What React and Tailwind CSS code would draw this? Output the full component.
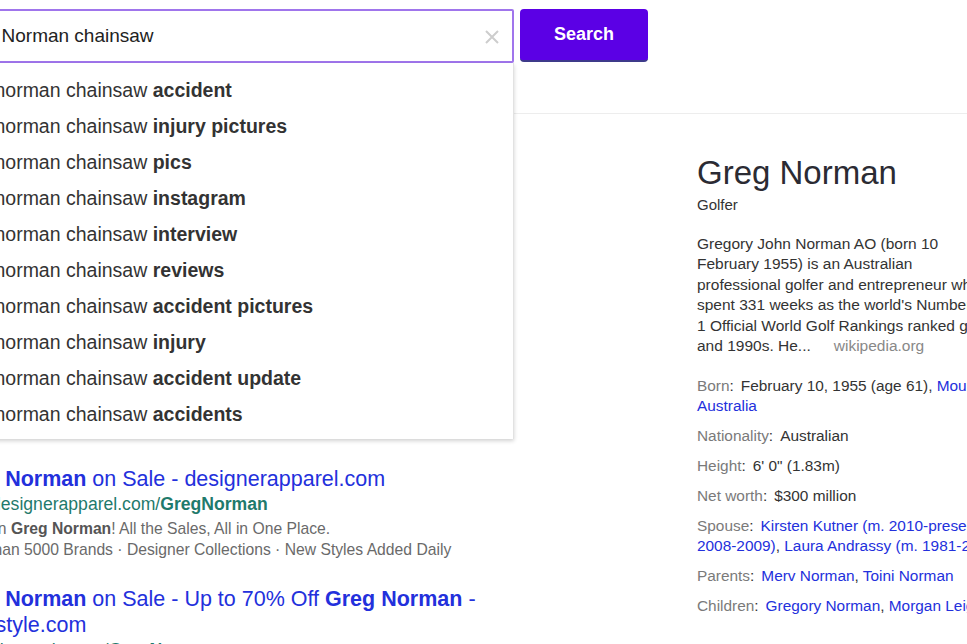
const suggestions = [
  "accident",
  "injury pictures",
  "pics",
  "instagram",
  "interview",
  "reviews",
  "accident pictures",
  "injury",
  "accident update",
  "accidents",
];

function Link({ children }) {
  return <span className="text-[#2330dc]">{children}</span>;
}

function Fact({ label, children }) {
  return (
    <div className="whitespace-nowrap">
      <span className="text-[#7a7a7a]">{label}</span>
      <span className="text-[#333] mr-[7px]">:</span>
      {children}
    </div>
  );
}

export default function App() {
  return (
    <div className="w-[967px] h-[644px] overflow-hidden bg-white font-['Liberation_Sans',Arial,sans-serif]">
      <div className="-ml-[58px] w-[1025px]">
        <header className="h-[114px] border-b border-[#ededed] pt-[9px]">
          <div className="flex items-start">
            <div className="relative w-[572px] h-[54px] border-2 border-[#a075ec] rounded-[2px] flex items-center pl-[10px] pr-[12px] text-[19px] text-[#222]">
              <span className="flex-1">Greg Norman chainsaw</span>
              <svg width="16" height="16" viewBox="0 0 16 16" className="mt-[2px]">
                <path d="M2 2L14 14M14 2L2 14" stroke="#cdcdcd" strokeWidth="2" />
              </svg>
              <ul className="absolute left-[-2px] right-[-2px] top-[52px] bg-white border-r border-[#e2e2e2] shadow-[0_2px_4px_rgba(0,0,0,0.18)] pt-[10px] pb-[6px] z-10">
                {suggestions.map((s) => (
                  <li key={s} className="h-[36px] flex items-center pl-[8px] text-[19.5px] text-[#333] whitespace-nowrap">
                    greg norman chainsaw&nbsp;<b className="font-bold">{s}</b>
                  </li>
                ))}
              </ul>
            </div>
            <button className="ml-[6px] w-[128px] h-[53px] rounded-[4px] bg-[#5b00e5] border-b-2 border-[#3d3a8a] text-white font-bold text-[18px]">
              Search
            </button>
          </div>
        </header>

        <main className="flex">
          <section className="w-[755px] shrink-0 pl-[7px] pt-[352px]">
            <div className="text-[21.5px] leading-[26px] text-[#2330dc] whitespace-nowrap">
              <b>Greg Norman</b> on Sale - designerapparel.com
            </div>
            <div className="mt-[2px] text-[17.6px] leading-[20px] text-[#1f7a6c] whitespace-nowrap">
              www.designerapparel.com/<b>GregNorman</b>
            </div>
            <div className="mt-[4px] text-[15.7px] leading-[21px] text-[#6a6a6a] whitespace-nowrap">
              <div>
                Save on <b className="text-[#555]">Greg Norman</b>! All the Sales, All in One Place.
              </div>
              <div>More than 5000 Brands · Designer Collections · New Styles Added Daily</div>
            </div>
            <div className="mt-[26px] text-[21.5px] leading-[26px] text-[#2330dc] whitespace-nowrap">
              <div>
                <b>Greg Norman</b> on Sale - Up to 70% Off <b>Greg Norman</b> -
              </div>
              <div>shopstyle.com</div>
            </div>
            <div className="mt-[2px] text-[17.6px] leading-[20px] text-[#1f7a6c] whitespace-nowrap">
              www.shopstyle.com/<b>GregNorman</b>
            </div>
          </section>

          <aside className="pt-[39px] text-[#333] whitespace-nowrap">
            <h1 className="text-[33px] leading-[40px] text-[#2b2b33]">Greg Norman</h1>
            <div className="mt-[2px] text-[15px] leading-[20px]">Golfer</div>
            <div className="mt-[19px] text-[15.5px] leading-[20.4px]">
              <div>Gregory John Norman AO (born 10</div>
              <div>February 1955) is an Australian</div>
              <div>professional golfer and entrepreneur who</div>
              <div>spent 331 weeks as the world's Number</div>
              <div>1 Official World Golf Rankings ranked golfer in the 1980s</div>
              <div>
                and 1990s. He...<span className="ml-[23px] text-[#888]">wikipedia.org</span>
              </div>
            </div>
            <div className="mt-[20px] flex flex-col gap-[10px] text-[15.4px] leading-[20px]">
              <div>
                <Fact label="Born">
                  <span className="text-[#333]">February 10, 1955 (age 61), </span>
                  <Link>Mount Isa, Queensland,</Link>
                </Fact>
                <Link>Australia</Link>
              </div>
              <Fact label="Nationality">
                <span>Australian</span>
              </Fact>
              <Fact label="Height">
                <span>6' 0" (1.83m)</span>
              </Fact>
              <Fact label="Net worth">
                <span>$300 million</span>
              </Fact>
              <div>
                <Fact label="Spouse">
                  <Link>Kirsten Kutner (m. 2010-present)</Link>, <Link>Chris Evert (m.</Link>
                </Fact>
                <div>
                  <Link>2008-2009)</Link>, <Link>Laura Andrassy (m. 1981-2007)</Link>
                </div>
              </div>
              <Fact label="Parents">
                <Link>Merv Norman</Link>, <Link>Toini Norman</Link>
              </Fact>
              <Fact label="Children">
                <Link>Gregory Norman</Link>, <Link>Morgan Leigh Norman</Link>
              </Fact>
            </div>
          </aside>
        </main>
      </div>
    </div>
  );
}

● ● ● ● ● ● ●

Write out the listing above again, exactly, but with no pictures in the copy.

PROBLEM SOLUTION:
What React and Tailwind CSS code would draw this? Output the full component.
const suggestions = [
  "accident",
  "injury pictures",
  "pics",
  "instagram",
  "interview",
  "reviews",
  "accident pictures",
  "injury",
  "accident update",
  "accidents",
];

function Link({ children }) {
  return <span className="text-[#2330dc]">{children}</span>;
}

function Fact({ label, children }) {
  return (
    <div className="whitespace-nowrap">
      <span className="text-[#7a7a7a]">{label}</span>
      <span className="text-[#333] mr-[7px]">:</span>
      {children}
    </div>
  );
}

export default function App() {
  return (
    <div className="w-[967px] h-[644px] overflow-hidden bg-white font-['Liberation_Sans',Arial,sans-serif]">
      <div className="-ml-[58px] w-[1025px]">
        <header className="h-[114px] border-b border-[#ededed] pt-[9px]">
          <div className="flex items-start">
            <div className="relative w-[572px] h-[54px] border-2 border-[#a075ec] rounded-[2px] flex items-center pl-[10px] pr-[12px] text-[19px] text-[#222]">
              <span className="flex-1">Greg Norman chainsaw</span>
              <svg width="16" height="16" viewBox="0 0 16 16" className="mt-[2px]">
                <path d="M2 2L14 14M14 2L2 14" stroke="#cdcdcd" strokeWidth="2" />
              </svg>
              <ul className="absolute left-[-2px] right-[-2px] top-[52px] bg-white border-r border-[#e2e2e2] shadow-[0_2px_4px_rgba(0,0,0,0.18)] pt-[10px] pb-[6px] z-10">
                {suggestions.map((s) => (
                  <li key={s} className="h-[36px] flex items-center pl-[8px] text-[19.5px] text-[#333] whitespace-nowrap">
                    greg norman chainsaw&nbsp;<b className="font-bold">{s}</b>
                  </li>
                ))}
              </ul>
            </div>
            <button className="ml-[6px] w-[128px] h-[53px] rounded-[4px] bg-[#5b00e5] border-b-2 border-[#3d3a8a] text-white font-bold text-[18px]">
              Search
            </button>
          </div>
        </header>

        <main className="flex">
          <section className="w-[755px] shrink-0 pl-[7px] pt-[352px]">
            <div className="text-[21.5px] leading-[26px] text-[#2330dc] whitespace-nowrap">
              <b>Greg Norman</b> on Sale - designerapparel.com
            </div>
            <div className="mt-[2px] text-[17.6px] leading-[20px] text-[#1f7a6c] whitespace-nowrap">
              www.designerapparel.com/<b>GregNorman</b>
            </div>
            <div className="mt-[4px] text-[15.7px] leading-[21px] text-[#6a6a6a] whitespace-nowrap">
              <div>
                Save on <b className="text-[#555]">Greg Norman</b>! All the Sales, All in One Place.
              </div>
              <div>More than 5000 Brands · Designer Collections · New Styles Added Daily</div>
            </div>
            <div className="mt-[26px] text-[21.5px] leading-[26px] text-[#2330dc] whitespace-nowrap">
              <div>
                <b>Greg Norman</b> on Sale - Up to 70% Off <b>Greg Norman</b> -
              </div>
              <div>shopstyle.com</div>
            </div>
            <div className="mt-[2px] text-[17.6px] leading-[20px] text-[#1f7a6c] whitespace-nowrap">
              www.shopstyle.com/<b>GregNorman</b>
            </div>
          </section>

          <aside className="pt-[39px] text-[#333] whitespace-nowrap">
            <h1 className="text-[33px] leading-[40px] text-[#2b2b33]">Greg Norman</h1>
            <div className="mt-[2px] text-[15px] leading-[20px]">Golfer</div>
            <div className="mt-[19px] text-[15.5px] leading-[20.4px]">
              <div>Gregory John Norman AO (born 10</div>
              <div>February 1955) is an Australian</div>
              <div>professional golfer and entrepreneur who</div>
              <div>spent 331 weeks as the world's Number</div>
              <div>1 Official World Golf Rankings ranked golfer in the 1980s</div>
              <div>
                and 1990s. He...<span className="ml-[23px] text-[#888]">wikipedia.org</span>
              </div>
            </div>
            <div className="mt-[20px] flex flex-col gap-[10px] text-[15.4px] leading-[20px]">
              <div>
                <Fact label="Born">
                  <span className="text-[#333]">February 10, 1955 (age 61), </span>
                  <Link>Mount Isa, Queensland,</Link>
                </Fact>
                <Link>Australia</Link>
              </div>
              <Fact label="Nationality">
                <span>Australian</span>
              </Fact>
              <Fact label="Height">
                <span>6' 0" (1.83m)</span>
              </Fact>
              <Fact label="Net worth">
                <span>$300 million</span>
              </Fact>
              <div>
                <Fact label="Spouse">
                  <Link>Kirsten Kutner (m. 2010-present)</Link>, <Link>Chris Evert (m.</Link>
                </Fact>
                <div>
                  <Link>2008-2009)</Link>, <Link>Laura Andrassy (m. 1981-2007)</Link>
                </div>
              </div>
              <Fact label="Parents">
                <Link>Merv Norman</Link>, <Link>Toini Norman</Link>
              </Fact>
              <Fact label="Children">
                <Link>Gregory Norman</Link>, <Link>Morgan Leigh Norman</Link>
              </Fact>
            </div>
          </aside>
        </main>
      </div>
    </div>
  );
}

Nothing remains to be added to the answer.